Della legittimità del licenziamento per l’uso distorto dei permessi per l’assistenza ai disabili ai sensi della legge 104/92 torna ad occuparsi la Corte di Cassazione, che con la sentenza n. 17968/2016 ha stabilito che l’utilizzo improprio del permesso previsto dalla legge n. 104/1992 può legittimare il licenziamento.
I giudici hanno respinto il ricorso di una dipendente pubblica che aveva utilizzato complessivamente n. 38 ore e 30 minuti di permesso ai sensi dell'art. 33 L. 104/92, fruiti per finalità diverse dall'assistenza alla madre disabile, e specificamente per recarsi a frequentare le lezioni universitarie di un corso di laurea.
La Suprema Corte ha ricordato che il diritto a fruire di tre giorni di permesso mensile retribuito coperto da contribuzione figurativa spetta al "lavoratore dipendente ... che assiste persona con handicap in situazione di gravità ... esso è riconosciuto dal legislatore in ragione dell'assistenza, la quale è causa del riconoscimento del permesso”. Tale essendo la ratio del beneficio e in mancanza di specificazioni ulteriori da parte del legislatore, l'assenza dal lavoro per la fruizione del permesso deve porsi in relazione diretta con l'esigenza per il cui soddisfacimento il diritto stesso è riconosciuto, ossia l'assistenza al disabile.
Non è quindi possibile attribuire al beneficio una funzione meramente compensativa o di ristoro delle energie impiegate dal dipendente per l'assistenza prestata al disabile.

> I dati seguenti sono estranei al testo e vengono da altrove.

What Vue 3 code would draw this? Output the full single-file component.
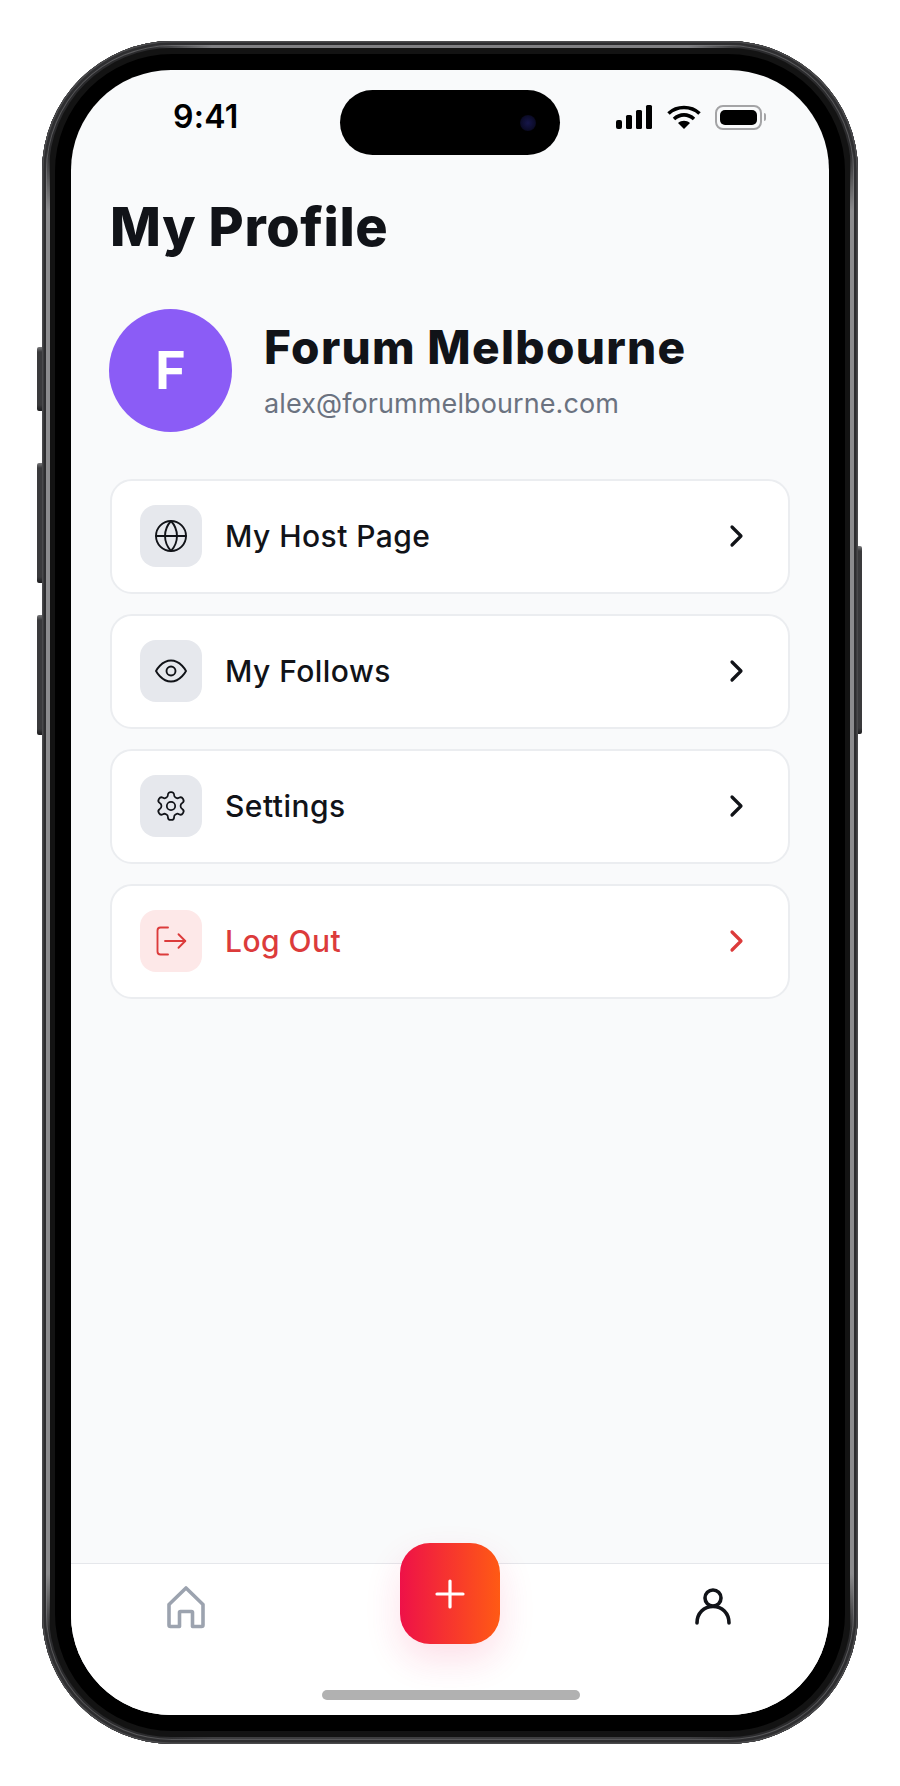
<template>
  <div class="page">
    <div class="phone">
      <span class="side-btn btn-mute"></span>
      <span class="side-btn btn-up"></span>
      <span class="side-btn btn-down"></span>
      <span class="side-btn btn-power"></span>

      <div class="screen">
        <header class="status">
          <span class="time">9:41</span>
          <div class="island"><span class="camera"></span></div>
          <div class="status-icons">
            <svg width="37" height="24" viewBox="0 0 37 24" fill="#000">
              <rect x="0" y="15" width="6" height="9" rx="2" />
              <rect x="10" y="10" width="6" height="14" rx="1.5" />
              <rect x="20" y="5" width="6" height="19" rx="1.5" />
              <rect x="30" y="0" width="6" height="24" rx="1.5" />
            </svg>
            <svg width="34" height="24" viewBox="0 0 34 24" fill="none" stroke="#000" stroke-width="3.6">
              <path d="M1.5 8.5C10 0.5 24 0.5 32.5 8.5" />
              <path d="M7 14C13 8.5 21 8.5 27 14" />
              <path d="M17 24 L11 18C14.5 15 19.5 15 23 18Z" fill="#000" stroke="none" />
            </svg>
            <div class="battery"><span class="battery-level"></span></div>
            <span class="battery-nub"></span>
          </div>
        </header>

        <main class="content">
          <h1 class="title">My Profile</h1>

          <section class="profile">
            <div class="avatar">F</div>
            <div>
              <h2 class="name">Forum Melbourne</h2>
              <p class="email">alex@forummelbourne.com</p>
            </div>
          </section>

          <nav class="menu">
            <a v-for="item in menu" :key="item.label" class="menu-row" :class="{ danger: item.danger }">
              <span class="menu-icon">
                <svg width="36" height="36" viewBox="0 0 24 24" fill="none" stroke="currentColor" stroke-width="1.25" stroke-linecap="round" stroke-linejoin="round">
                  <template v-if="item.icon === 'globe'">
                    <circle cx="12" cy="12" r="10" />
                    <path d="M2 12h20" />
                    <path d="M12 2a15 15 0 0 1 4 10 15 15 0 0 1-4 10 15 15 0 0 1-4-10 15 15 0 0 1 4-10z" />
                  </template>
                  <template v-else-if="item.icon === 'eye'">
                    <path d="M2 12s3.600-7 10-7 10 7 10 7-3.600 7-10 7-10-7-10-7Z" />
                    <circle cx="12" cy="12" r="3" />
                  </template>
                  <g v-else-if="item.icon === 'gear'" transform="translate(12 12) scale(.93) translate(-12 -12)">
                    <path d="M12.22 2h-.44a2 2 0 0 0-2 2v.18a2 2 0 0 1-1 1.73l-.43.25a2 2 0 0 1-2 0l-.15-.08a2 2 0 0 0-2.73.73l-.22.38a2 2 0 0 0 .73 2.73l.15.1a2 2 0 0 1 1 1.72v.51a2 2 0 0 1-1 1.74l-.15.09a2 2 0 0 0-.73 2.73l.22.38a2 2 0 0 0 2.73.73l.15-.08a2 2 0 0 1 2 0l.43.25a2 2 0 0 1 1 1.73V20a2 2 0 0 0 2 2h.44a2 2 0 0 0 2-2v-.18a2 2 0 0 1 1-1.73l.43-.25a2 2 0 0 1 2 0l.15.08a2 2 0 0 0 2.73-.73l.22-.39a2 2 0 0 0-.73-2.73l-.15-.08a2 2 0 0 1-1-1.74v-.5a2 2 0 0 1 1-1.74l.15-.09a2 2 0 0 0 .73-2.73l-.22-.38a2 2 0 0 0-2.73-.73l-.15.08a2 2 0 0 1-2 0l-.43-.25a2 2 0 0 1-1-1.73V4a2 2 0 0 0-2-2z" />
                    <circle cx="12" cy="12" r="3" />
                  </g>
                  <template v-else>
                    <path d="M10 3H5a2 2 0 0 0-2 2v14a2 2 0 0 0 2 2h5" />
                    <path d="M17 7.500l4.500 4.500-4.500 4.500" />
                    <path d="M8 12h13.500" />
                  </template>
                </svg>
              </span>
              <span class="menu-label">{{ item.label }}</span>
              <svg class="chevron" width="20" height="26" viewBox="0 0 20 26" fill="none" stroke="currentColor" stroke-width="3.2" stroke-linecap="round" stroke-linejoin="round">
                <path d="M5 4l9 9-9 9" />
              </svg>
            </a>
          </nav>
        </main>

        <footer class="tabbar">
          <svg class="tab-home" width="42" height="44" viewBox="0 0 42 44" fill="none" stroke="#9ca3af" stroke-width="3.6" stroke-linejoin="round">
            <path d="M21 3L38 19.500V40a1.500 1.500 0 0 1-1.500 1.500H27.500V27.500a1 1 0 0 0-1-1H15.500a1 1 0 0 0-1 1V41.500H5.500A1.500 1.500 0 0 1 4 40V19.500Z" />
          </svg>
          <button class="fab" type="button">
            <svg width="32" height="32" viewBox="0 0 32 32" stroke="#fff" stroke-width="3.2" stroke-linecap="round">
              <path d="M16 3v26M3 16h26" />
            </svg>
          </button>
          <svg class="tab-user" width="36" height="38" viewBox="0 0 36 38" fill="none" stroke="#111318" stroke-width="3.6" stroke-linecap="round">
            <circle cx="18" cy="11" r="8" />
            <path d="M2 36c0-10 7-16.500 16-16.500S34 26 34 36" />
          </svg>
          <span class="home-bar"></span>
        </footer>
      </div>
    </div>
  </div>
</template>

<script setup>
const menu = [
  { label: 'My Host Page', icon: 'globe' },
  { label: 'My Follows', icon: 'eye' },
  { label: 'Settings', icon: 'gear' },
  { label: 'Log Out', icon: 'logout', danger: true }
]
</script>

<style>
html,
body {
  margin: 0;
  background: #fff;
}
</style>

<style scoped>
.page {
  width: 900px;
  height: 1786px;
  padding: 41px 42px 42px;
  box-sizing: border-box;
  font-family: Inter, 'Liberation Sans', sans-serif;
  color: #111318;
}

.phone {
  position: relative;
  height: 100%;
  padding: 29px;
  box-sizing: border-box;
  border-radius: 130px;
  background: #000;
  box-shadow:
    inset 0 0 0 1.5px #4a4a4c,
    inset 0 0 0 4px #2e2e30,
    inset 0 0 0 5px #58585a,
    inset 0 0 0 7px #2a2a2c,
    inset 0 0 0 13px #131313;
}
/* the metal band only catches light on its straight runs */
.phone::before {
  content: '';
  position: absolute;
  inset: 0;
  border-radius: inherit;
  pointer-events: none;
  background:
    linear-gradient(to bottom, transparent 110px, #8c8c8e 170px, #8c8c8e calc(100% - 170px), transparent calc(100% - 110px)) 4px 0 / 4px 100% no-repeat,
    linear-gradient(to bottom, transparent 110px, #8c8c8e 170px, #8c8c8e calc(100% - 170px), transparent calc(100% - 110px)) calc(100% - 4px) 0 / 4px 100% no-repeat,
    linear-gradient(to right, transparent 110px, #808083 170px, #808083 calc(100% - 170px), transparent calc(100% - 110px)) 0 4px / 100% 3px no-repeat,
    linear-gradient(to right, transparent 110px, #3e3e40 170px, #3e3e40 calc(100% - 170px), transparent calc(100% - 110px)) 0 calc(100% - 5px) / 100% 2px no-repeat;
}

.side-btn {
  position: absolute;
  width: 5px;
  background: linear-gradient(180deg, #7a7a7c 0, #3a3a3c 5px, #3a3a3c calc(100% - 6px), #1c1c1e 100%);
  border-radius: 2px 0 0 2px;
}
.btn-mute { left: -5px; top: 306px; height: 64px; }
.btn-up { left: -5px; top: 422px; height: 120px; }
.btn-down { left: -5px; top: 574px; height: 120px; }
.btn-power {
  right: -4px;
  width: 4px;
  top: 505px;
  height: 188px;
  border-radius: 0 2px 2px 0;
}

.screen {
  position: relative;
  display: flex;
  flex-direction: column;
  height: 100%;
  overflow: hidden;
  border-radius: 100px;
  background: #f9fafb;
}

.status {
  display: grid;
  grid-template-columns: 1fr 220px 1fr;
  align-items: center;
  height: 65px;
  margin-top: 20px;
  flex-shrink: 0;
}
.time {
  padding-left: 102px;
  margin-top: -11px;
  font-size: 32px;
  font-weight: 600;
  line-height: 36px;
  letter-spacing: 0.3px;
  color: #000;
}
.island {
  display: flex;
  align-items: center;
  justify-content: flex-end;
  height: 65px;
  padding-right: 24px;
  box-sizing: border-box;
  border-radius: 33px;
  background: #000;
}
.camera {
  width: 16px;
  height: 16px;
  border-radius: 50%;
  background: radial-gradient(circle, #16164a 0%, #0c0c2a 60%, #000 100%);
}
.status-icons {
  display: flex;
  align-items: center;
  gap: 14px;
  padding-left: 56px;
  margin-top: -11px;
}
.battery {
  width: 47px;
  height: 25px;
  padding: 3px;
  margin-right: -12px;
  box-sizing: border-box;
  border: 2px solid #a4a4a6;
  border-radius: 8px;
}
.battery-level {
  display: block;
  height: 100%;
  border-radius: 5px;
  background: #000;
}
.battery-nub {
  width: 2px;
  height: 8px;
  border-radius: 0 2px 2px 0;
  background: #a5a5a7;
}

.content {
  flex: 1;
  padding: 0 39px 0 38px;
}

.title {
  margin: 40px 0 0 1px;
  font-size: 54px;
  font-weight: 800;
  line-height: 64px;
  letter-spacing: 0.6px;
}

.profile {
  display: flex;
  align-items: center;
  gap: 32px;
  margin-top: 50px;
}
.avatar {
  display: flex;
  align-items: center;
  justify-content: center;
  width: 123px;
  height: 123px;
  flex-shrink: 0;
  border-radius: 50%;
  background: #8b5cf6;
  color: #fff;
  font-size: 52px;
  font-weight: 700;
}
.name {
  margin: 0;
  font-size: 46px;
  font-weight: 800;
  line-height: 56px;
  letter-spacing: 1.3px;
}
.email {
  margin: 11px 0 0;
  font-size: 27px;
  line-height: 36px;
  letter-spacing: 0.1px;
  color: #6b7280;
}

.menu {
  display: flex;
  flex-direction: column;
  gap: 20px;
  margin: 47px 0 0 1px;
}
.menu-row {
  display: flex;
  align-items: center;
  height: 115px;
  padding: 0 41px 1px 28px;
  box-sizing: border-box;
  border: 2px solid #ebedf0;
  border-radius: 22px;
  background: #fff;
}
.menu-icon {
  display: flex;
  align-items: center;
  justify-content: center;
  width: 62px;
  height: 62px;
  flex-shrink: 0;
  border-radius: 16px;
  background: #e6e8ed;
}
.menu-label {
  flex: 1;
  margin-left: 23px;
  font-size: 30px;
  font-weight: 480;
  letter-spacing: 0.45px;
}
.danger {
  color: #dc3b3b;
}
.danger .menu-icon {
  background: #fde8e8;
}

.tabbar {
  position: relative;
  display: grid;
  grid-template-columns: 230px 1fr 230px;
  justify-items: center;
  align-items: start;
  height: 152px;
  box-sizing: border-box;
  flex-shrink: 0;
  border-top: 1.5px solid #e5e7eb;
  background: #fff;
}
.tab-home {
  margin-top: 21px;
}
.tab-user {
  margin: 23px 2px 0 0;
}
.fab {
  display: flex;
  align-items: center;
  justify-content: center;
  width: 100px;
  height: 101px;
  margin-top: -21px;
  padding: 0;
  border: 0;
  border-radius: 30px;
  background: linear-gradient(90deg, #ee1148, #ff5a14);
  box-shadow: 0 16px 36px rgba(240, 30, 90, 0.14);
}
.home-bar {
  position: absolute;
  left: 251px;
  bottom: 15px;
  width: 258px;
  height: 10px;
  border-radius: 5px;
  background: #b1b1b1;
}
</style>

Tanto meno la norma consente di utilizzare il permesso per esigenze diverse da quelle proprie della funzione cui la norma è preordinata: il beneficio comporta un sacrificio organizzativo per il datore di lavoro, giustificabile solo in presenza di esigenze riconosciute dal legislatore (e dalla coscienza sociale) come meritevoli di superiore tutela. Qualora il nesso causale tra assenza dal lavoro e assistenza al disabile manchi del tutto, come nel caso esaminato (l'accertamento del giudice di merito aveva infatti evidenziato che i permessi erano sistematicamente utilizzati dalla donna per proprie esigenze personali, in situazioni di tempo e di luogo incompatibili con l'espletamento dell'assistenza), non può riconoscersi un uso del diritto coerente con la sua funzione e dunque si è in presenza di un uso improprio ovvero di un abuso del diritto.
Pertanto, il comportamento del prestatore di lavoro subordinato che, in relazione al permesso ex art. 33 L. n. 104/1992, si avvalga dello stesso non per l'assistenza al familiare, bensì per attendere ad altra attività, integra l'ipotesi dell'abuso di diritto, giacché tale condotta si palesa, nei confronti del datore di lavoro come lesiva della buona fede, privandolo ingiustamente della prestazione lavorativa in violazione dell'affidamento riposto nel dipendente e integra, nei confronti dell'Ente di previdenza erogatore del trattamento economico, un’indebita percezione dell'indennità e uno sviamento dell'intervento assistenziale.
I permessi devono dunque essere fruiti in coerenza con la loro funzione. In difetto di tale nesso causale diretto tra assenza dal lavoro e prestazione di assistenza, devono ritenersi violati i principi di correttezza e buona fede sia nei confronti del datore di lavoro (che sopporta modifiche organizzative per esigenze di ordine generale) sia dell'Ente assicurativo. E quindi il licenziamento è legittimo.